In this respect he was helped by the strong links he maintained with members of the then Broadcasting Council for Scotland. Similar links with London had enabled him to gain regular commissions for Scotland’s television productions.
Pat Walker retired in 1983 having achieved the rank of Assistant Controller, recalling turning down an offer to become editor of the Radio Times. He was flattered, but with characteristic clear thinking did not feel it was right for him.
But he was delighted when the former Controller of BBC Scotland and the then BBC Director-General, Alasdair Milne, retained his services to pursue a project researching the history of the BBC in Scotland.
This work eventually turned into the book on ‘The First 50 Years’ of the service, affording him the opportunity to contact many of the people involved from its earliest periods. Published in 2011, it remains a unique record of broadcasting life and times from the first broadcasts through to the war and its aftermath – with startling revelations from Scotland to include the world’s first spoof radio alarm (not an invasion from Mars, but a revolution in London) and the use of the popular Radio Padre’s talks to feed encrypted information to agents and the resistance fighting in occupied Europe.

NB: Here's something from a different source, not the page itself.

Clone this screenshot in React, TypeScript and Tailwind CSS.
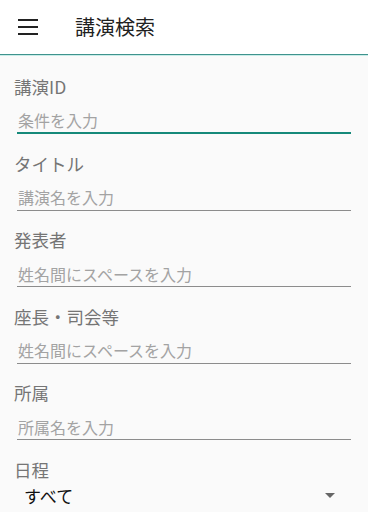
import React from 'react';

const fields = [
  { label: '講演ID', placeholder: '条件を入力', focused: true },
  { label: 'タイトル', placeholder: '講演名を入力' },
  { label: '発表者', placeholder: '姓名間にスペースを入力' },
  { label: '座長・司会等', placeholder: '姓名間にスペースを入力' },
  { label: '所属', placeholder: '所属名を入力' },
];

function Field({ label, placeholder, focused }: { label: string; placeholder: string; focused?: boolean }) {
  return (
    <div className="mb-[17.6px] flex flex-col">
      <span className="px-[14px] text-[17.5px] leading-[24px] text-[#757575]">{label}</span>
      <div
        className={`mx-[17px] mt-[9px] flex h-[26px] items-center pl-px ${
          focused ? 'border-b-2 border-[#15897a]' : 'border-b border-[#8c8c8c]'
        }`}
      >
        <span className="text-[16px] leading-[22px] text-[#a3a3a3]">{placeholder}</span>
      </div>
    </div>
  );
}

export default function App() {
  return (
    <div
      className="h-[512px] w-[368px] overflow-hidden bg-[#fafafa]"
      style={{ fontFamily: '"Noto Sans CJK JP", "Noto Sans", sans-serif' }}
    >
      <header className="flex h-[55px] items-center border-b border-[#3f938d] bg-white shadow-[0_1px_0_#c9ece8]">
        <button className="ml-[18px] flex h-[20px] w-[20px] flex-col justify-between py-[2px]">
          <span className="block h-[2px] w-full bg-[#222]" />
          <span className="block h-[2px] w-full bg-[#222]" />
          <span className="block h-[2px] w-full bg-[#222]" />
        </button>
        <h1 className="ml-[37px] text-[20px] leading-none text-[#212121]">講演検索</h1>
      </header>

      <main className="pt-[20px]">
        {fields.map((f) => (
          <Field key={f.label} {...f} />
        ))}
        <div className="flex flex-col">
          <span className="px-[14px] text-[17.5px] leading-[24px] text-[#757575]">日程</span>
          <div className="mt-[2px] flex items-center justify-between pl-[24px] pr-[33px]">
            <span className="text-[17px] leading-[24px] text-[#111]">すべて</span>
            <span className="h-0 w-0 border-x-[5px] border-t-[5px] border-x-transparent border-t-[#666]" />
          </div>
        </div>
      </main>
    </div>
  );
}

It was part-celebration, of course, but also an honest account of times when ‘things didn’t always go to plan’, of which he conceded there were quite a number. But following Alasdair Milne’s exit from the BBC, Pat was immediately informed that support for his research would stop. His contacts, however, ensured that he never really did.
During his retirement years he retained a keen interest in BBC matters, an institution for which he never lost a great but not uncritical affection, often helping out reporters and producers with their programming. He also made sure he took time to care for Lily, who would predecease him in 2013, while enjoying time with his family, of whom he was particularly proud. He spent his final years in Dunfermline where he lived with Jane and her family.
Pat Walker is survived by Jane, her husband, Nick, grandchildren Emma and Louise, a great-grandchild Noah, and his sister Amanda.